As emerald ash borer spreads throughout North America, researchers remain optimistic that native and introduced natural enemies will help suppress EAB densities below a damage threshold for the long-term survival and reproduction of EAB-tolerant ash genotypes.
As part of National Invasive Species Awareness Week, Jian J. Duan, research entomologist and lead scientist with USDA Agricultural Research Service’s Beneficial Insects Introduction Research Unit, led a webinar examining the use of biological control agents currently being employed as control for emerald ash borer.
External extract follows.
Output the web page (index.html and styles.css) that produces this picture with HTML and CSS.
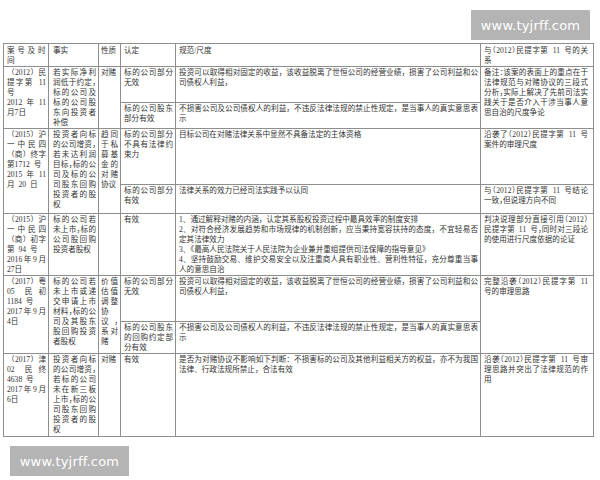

The March 1 webinar began by explaining the premise of biological control of EAB.
Because the borer is originally from northeast Asia, U.S. and Chinese scientists have been searching for EAB and its natural enemies in that region since 2003. In Asia, EAB population densities are relatively low due to the combined effects of EAB resistance in Asian ash species, scarcity and patchiness of forests, and the EAB natural enemy complex.
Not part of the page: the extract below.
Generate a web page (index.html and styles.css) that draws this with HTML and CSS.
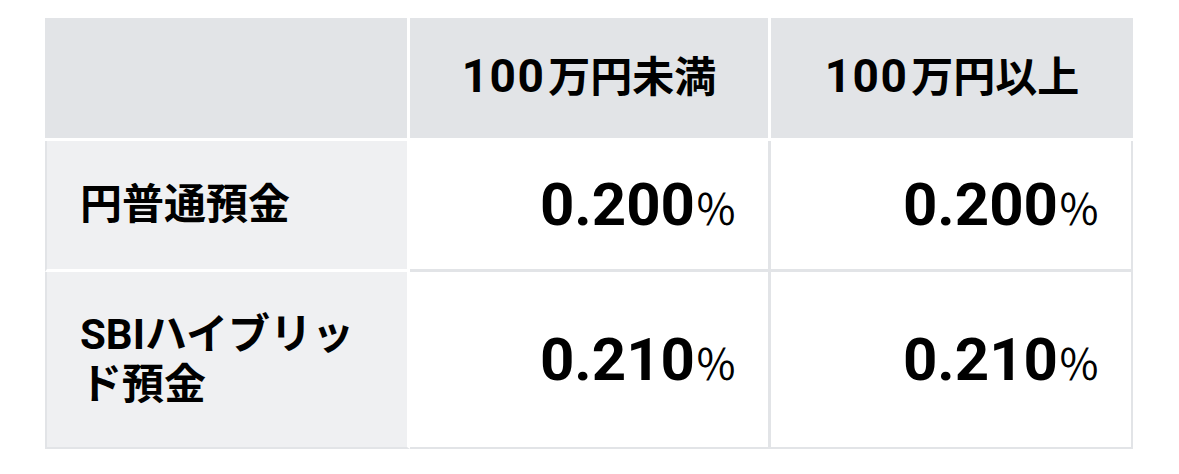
FILE: index.html
```html
<!DOCTYPE html>
<html lang="ja">
<head>
<meta charset="utf-8">
<title>金利</title>
<link rel="stylesheet" href="styles.css">
</head>
<body>
<div class="rates">
  <div class="cell corner"></div>
  <div class="cell head mid"><span class="digits">100</span>万円未満</div>
  <div class="cell head"><span class="digits">100</span>万円以上</div>

  <div class="cell label">円普通預金</div>
  <div class="cell rate mid"><span class="num">0.200</span><span class="pct">％</span></div>
  <div class="cell rate end"><span class="num">0.200</span><span class="pct">％</span></div>

  <div class="cell label last">SBIハイブリッド預金</div>
  <div class="cell rate mid last"><span class="num">0.210</span><span class="pct">％</span></div>
  <div class="cell rate end last"><span class="num">0.210</span><span class="pct">％</span></div>
</div>
</body>
</html>
```

FILE: styles.css
```css
* { box-sizing: border-box; }
html, body { margin: 0; padding: 0; background: #fff; }
body {
  font-family: Roboto, "Noto Sans CJK JP", sans-serif;
  color: #000;
}
.rates {
  display: grid;
  grid-template-columns: 365px 361px 362px;
  grid-template-rows: 123px 131px 177px;
  margin: 18px 0 0 45px;
  width: 1088px;
}
.cell {
  display: flex;
  align-items: center;
}
.corner {
  background: #e2e4e7;
  border-right: 3px solid #fff;
  border-bottom: 3px solid #fff;
}
.head {
  background: #e2e4e7;
  border-bottom: 3px solid #fff;
  justify-content: center;
  align-items: baseline;
  align-content: center;
  flex-wrap: wrap;
  font-weight: 700;
  font-size: 42px;
  line-height: 1.2;
  padding-bottom: 2px;
}
.head .digits {
  font-size: 46px;
  letter-spacing: 1.5px;
  margin-right: 3px;
}
.head.mid { border-right: 3px solid #fff; }
.label {
  background: #eff0f2;
  border-left: 2px solid #e2e4e7;
  border-right: 3px solid #fff;
  border-bottom: 3px solid #fff;
  padding: 0 30px 0 33px;
  font-weight: 700;
  font-size: 42px;
  line-height: 50px;
}
.label.last { border-bottom: 2px solid #e2e4e7; }
.rate {
  justify-content: flex-end;
  align-items: baseline;
  align-content: center;
  flex-wrap: wrap;
  padding-right: 31px;
  border-bottom: 3px solid #e2e4e7;
}
.rate.last { border-bottom-width: 2px; }
.rate.mid { border-right: 3px solid #e2e4e7; }
.rate.end { border-right: 2px solid #e2e4e7; }
.num {
  font-weight: 700;
  font-size: 60px;
  line-height: 1;
}
.pct {
  font-family: "Noto Sans CJK JP", sans-serif;
  font-weight: 400;
  font-size: 42px;
  line-height: 1;
}
```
Duan says that while North American natural enemies like woodpeckers cannot keep the pest under control by themselves, reconnecting EAB with its co-evolved Asiatic natural enemies would keep the borer in check.
“The hope is that reconnecting with natural enemies would result in permanent management of this invasive pest,” Duan says.
From 2003 to 2007, researchers explored China looking for those natural enemies. The work yielded several hymenopteran parasitoids. Three of these parasitoids have been approved by USDA-APHIS for release as biological control agents of EAB in the U.S.: an egg parasitoid, Oobius agrili (Encyrtidae) and two larval parasitoids, Tetrastichus planipennisi (Eulophidae), Spathius agrili (Braconidae).
Work continued in northeast Asia from 2008 to 2012, and turned up another EAB enemy. In 2015, Spathius galinae, from Russia, became the next EAB larval parasitoid approved for release.
Oobius is the smallest of three parasitoid wasp species used as EAB biocontrols, and the only one that targets EAB eggs. When the wasp locates an EAB egg in tree bark crevices, it inserts its own egg inside the host egg, where it will hatch, grow and kill the EAB larva before it can emerge. The other three parasitoids are also stingless wasps, but they attack the EAB larvae as it develops under the bark of ash trees.
Due to the large number of ash species in North America and the long life cycle of trees, Duan and his collaborators Juli S. Gould, entomologist at USDA-APHIS and Leah Bauer, research entomologist, USDA Forest Service, respectively, believe it will be many years before it is known if biocontrol can protect ash species against EAB. But there are some encouraging research results from study sites in Michigan, where parasitoid releases began in 2007. These results show the establishment and spread of T. planipennisi and O. agrili attacking EAB in surviving green, white, and black ash saplings and trees. Also, reductions in EAB densities following parasitoid release were correlated with increased parasitism, first by two native larval parasitoids when EAB densities were high, then by the introduced parasitoid T. planipennisi when EAB densities are low. The combined mortality of EAB caused by woodpeckers, native and introduced parasitoids, intraspecific competition, disease, innate tree defenses, and reduced ash abundance contributed to the collapse of EAB populations. Tree inventories at Michigan study sites found low numbers of large ash trees survived, while numbers of ash sprouts, saplings, and small to medium trees increased.
Duan’s presentation showed that T. planipennisi has caused about a 30 percent larval parasitism on ash trees. However, the parasitism rate of EAB larvae in ash saplings is much higher, ranging from 36 to 85 percent.
Growth, reproduction, and survival of large-diameter ash, however, will require EAB parasitoids capable of parasitizing EAB larvae feeding under thick bark. Although there are two such parasitoid species approved for release in North America, S. agrili and S. galinae, their sustained establishment in North America has yet to be confirmed.
Many EAB sites have not yet been sampled for two-plus years, but sites with longer track records have improved establishment. Eight sites in six states have been treated and monitored for with O. agrili for more than two years. Of those sites, 53 percent have confirmed establishment. For T. planipennisi, 12 sites in eight states have been sampled for more than two years. Of those 12 sites, 63 percent have confirmed establishment.
The parasitoids themselves begin life at the APHIS EAB Biocontrol-Rearing Facility, where they are mass-reared, stored, packaged, and shipped for release at approved sites.
For more information, USDA’s EAB Biocontrol Release and Recovery Guidelines (written by Gould, Bauer and Duan) are available at this link: bit.ly/EABguidelines.
USDA also maintains www.mapbiocontrol.org, the online database for the release and recovery of biocontrol agents. In collaboration with research partners, ongoing studies include continued foreign exploration for new natural enemies; evaluations of EAB population dynamics in response to parasitoid release; parasitoid taxonomy, genetics, biology, establishment, prevalence, and interactions; impacts of EAB biocontrol on the long-term survival, growth, and regeneration of ash.